# Which singers do you prefer? Bright sounding ones, or dark sounding ones?



## MarieTregubovich (May 13, 2013)

There are some really nice sopranos who have bright voices, for example, Mado Robin, and others like Renée Fleming, have a lot of darkness to their voice.
What do you prefer?


----------



## TrevBus (Jun 6, 2013)

The "dark" or lower register, like mezzo. My favorite of today is Elina Garanca. Joyce DiDonato isn't as "Dark" but her sound(esp. in Handel)is very dramatic in the lower register. At times these 2 can almost sound like a Baritone.


----------



## ComposerOfAvantGarde (Dec 2, 2011)

When it comes to basses, the darker the better. I absolutely love the basso profundo voice.


----------



## TrevBus (Jun 6, 2013)

ComposerOfAvantGarde said:


> When it comes to basses, the darker the better. I absolutely love the basso profundo voice.

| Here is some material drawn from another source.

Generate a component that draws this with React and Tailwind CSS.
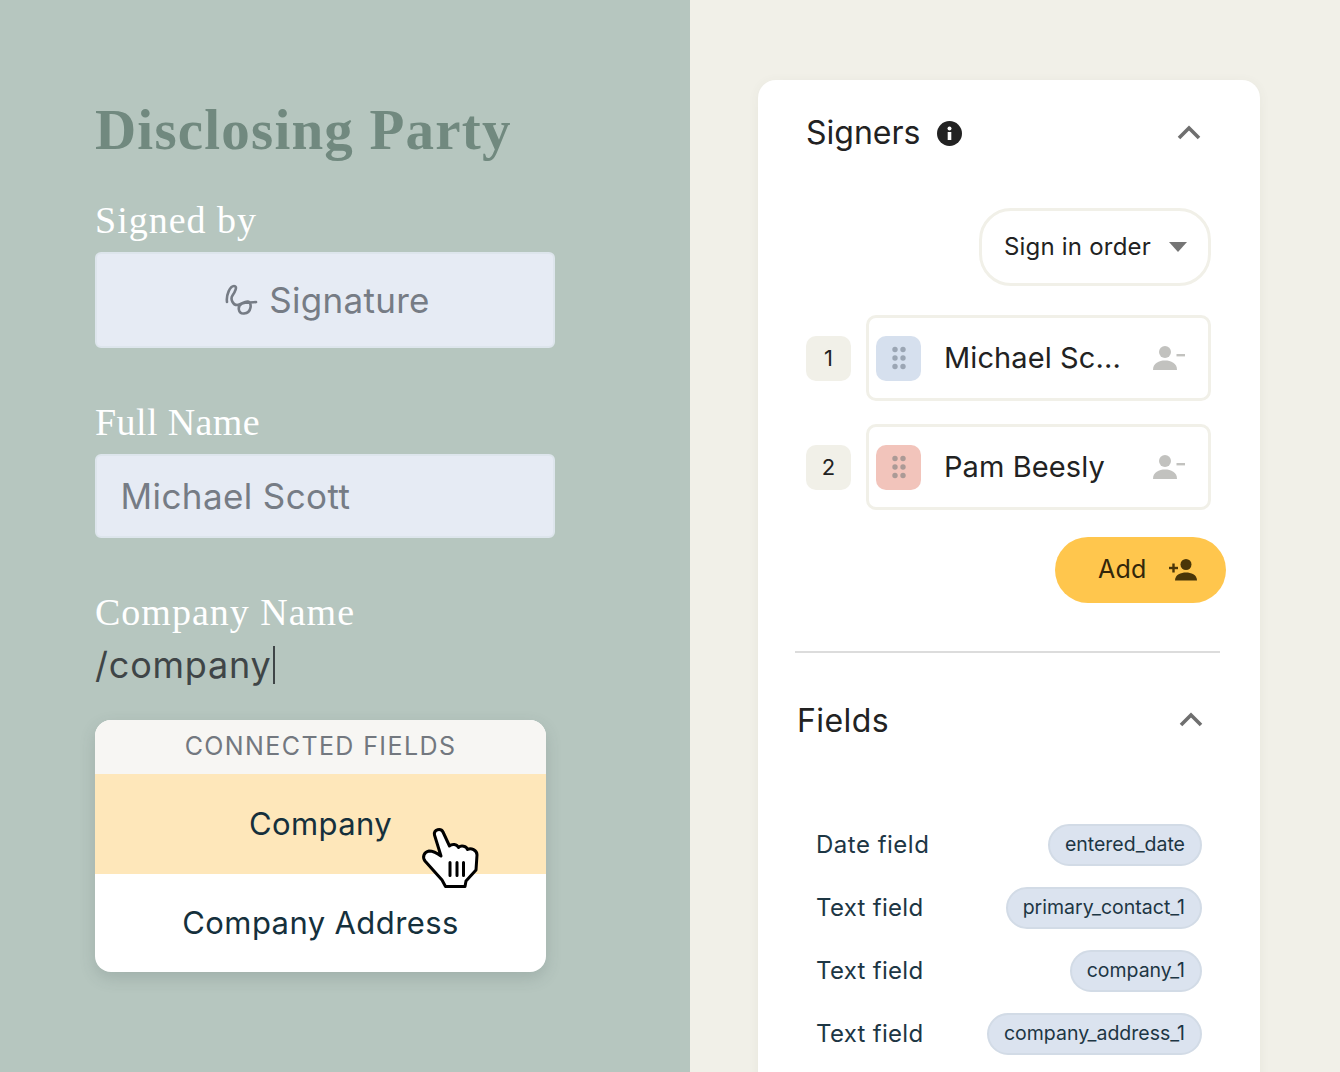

Same, Same. My favorite bass is NICOLAI GHIAUROV. May he RIP. I morned for days when he passed in 04.


----------



## deggial (Jan 20, 2013)

^ I like Ghiaurov a lot as well. Also mostly dark voices for me, too.


----------



## TrevBus (Jun 6, 2013)

TrevBus said:


> Same, Same. My favorite bass is NICOLAI GHIAUROV. May he RIP. I morned for days when he passed in 04.

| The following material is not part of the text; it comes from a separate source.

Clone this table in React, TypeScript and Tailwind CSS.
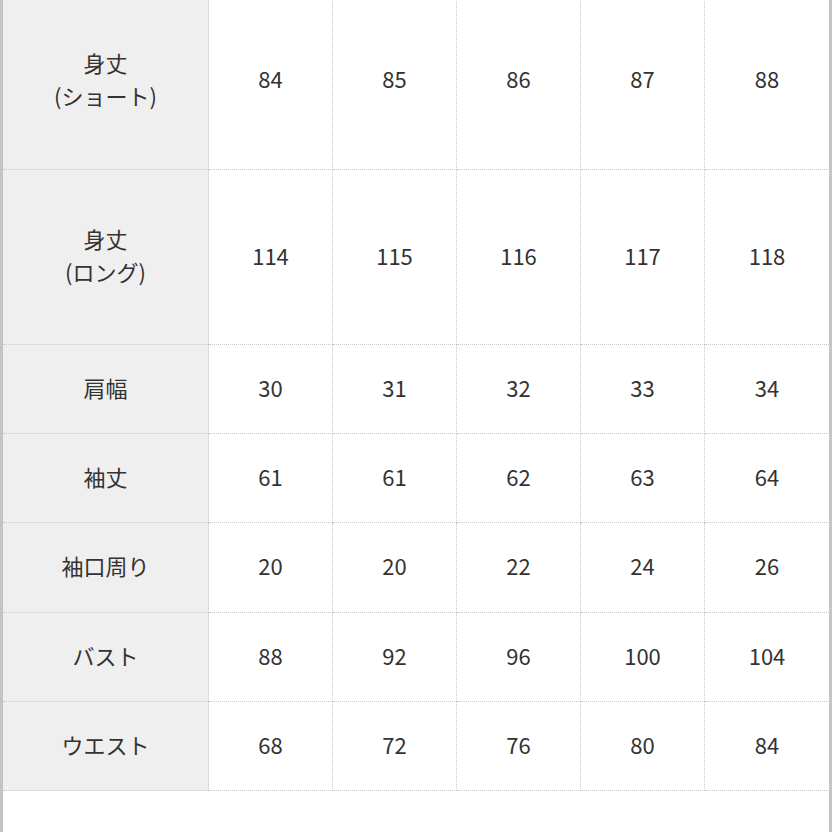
const sizes = [
  { label: ['身丈', '(ショート)'], values: [84, 85, 86, 87, 88], h: 'h-[178px]' },
  { label: ['身丈', '(ロング)'], values: [114, 115, 116, 117, 118], h: 'h-[175px]' },
  { label: ['肩幅'], values: [30, 31, 32, 33, 34], h: 'h-[89px]' },
  { label: ['袖丈'], values: [61, 61, 62, 63, 64], h: 'h-[89px]' },
  { label: ['袖口周り'], values: [20, 20, 22, 24, 26], h: 'h-[90px]' },
  { label: ['バスト'], values: [88, 92, 96, 100, 104], h: 'h-[89px]' },
  { label: ['ウエスト'], values: [68, 72, 76, 80, 84], h: 'h-[89px]' },
];

export default function App() {
  return (
    <div
      className="w-[832px] h-[832px] overflow-hidden bg-white border-x-[3px] border-[#c4c4c4] text-[#333] text-[22px]"
      style={{ fontFamily: '"Noto Sans CJK JP", "Noto Sans", sans-serif' }}
    >
      <div className="-mt-[8px] grid grid-cols-[206px_repeat(5,1fr)]">
        {sizes.map((row, i) => (
          <div key={i} className="contents">
            <div
              className={`${row.h} pb-[4px] flex flex-col items-center justify-center bg-[#efefef] border-r border-b border-dotted border-[#c8c8c8] leading-[33px]`}
            >
              {row.label.map((l) => (
                <span key={l}>{l}</span>
              ))}
            </div>
            {row.values.map((v, j) => (
              <div
                key={j}
                className={`pb-[4px] flex items-center justify-center border-b border-dotted border-[#c8c8c8] ${j < 4 ? 'border-r' : ''}`}
              >
                {v}
              </div>
            ))}
          </div>
        ))}
      </div>
    </div>
  );
}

Make that MOURNED!!!!!!!!!!!!!!!!!!!!!!! Sorry.


----------



## earlybard (Sep 4, 2013)

*Not just being contrarian*

I have to say it's bright voices all the way for me! Give me Mady Mesplé or Emma Kirkby and I'm a happy camper. I think a lot of it is identifying with the bright forward placement in their voices, I gravitate towards the Evangelist light tenor sound.


----------



## SiegendesLicht (Mar 4, 2012)

ComposerOfAvantGarde said:


> When it comes to basses, the darker the better. I absolutely love the basso profundo voice.


Same with me. I have practically fallen in love with Kurt Moll recently.


----------



## JCarmel (Feb 3, 2013)

Well, good for Kurt Moll...as it's brought you out of your semi-retired state?!


----------



## SiegendesLicht (Mar 4, 2012)

Good for me too, maybe I will learn to appreciate other opera apart from Wagner, after all.


----------



## jvardon (Apr 22, 2013)

earlybard said:


> I have to say it's bright voices all the way for me! Give me Mady Mesplé or Emma Kirkby and I'm a happy camper. I think a lot of it is identifying with the bright forward placement in their voices, I gravitate towards the Evangelist light tenor sound.


I'd have to agree, but that be be because all my favourite repertoire is written for bright, agile and high voices.


----------



## Bellinilover (Jul 24, 2013)

I tend to like bright voices, or voices that have both "dark" and "bright" in them.


----------



## Volve (Apr 14, 2013)

Darker voices for sure. Regarding basses, I prefer them to sound really evil and menacing rather than purely dark. For example, Salminen's Hagen.


----------



## SteveSherman (Jan 9, 2014)

Great opportunity to compare three very different low male voices: the final trio from Don Giovanni with Fischer-Dieskau, Flagello and Talvela, Böhm conducting: 




You Tube has quite a few renditions of this scene, some with video (e.g. Ramey/Furlanetto/Moll), but I like this one best.


----------



## lupinix (Jan 9, 2014)

I guess I like dark sounding better but my preference goes to pop/jazz music singers to be honest 
The hard and piercing dominant melodramatic voice of classical sopranos with loads of vibrato sounds mostly (not always) a bit insincere to me personally, other kinds of singing feel more natural


----------



## Vinyl (Jan 22, 2014)

I am charmed by a sense of effortlessness, whether light or dark.


----------



## Marschallin Blair (Jan 23, 2014)

Light and silvery as a bell-- a la vintage Joan Sutherland; when I'm in a frivolous mood.

http://www.amazon.com/Joan-Sutherla...0&sr=1-2&keywords=joan+sutherland+prima+donna

-- or --

Pure stentorian declamation-- like say, Birgit Nilsson in Gotterdammerung mode.

http://www.amazon.com/Wagner-Gotter...0524367&sr=1-1&keywords=gotterdammerung+solti


----------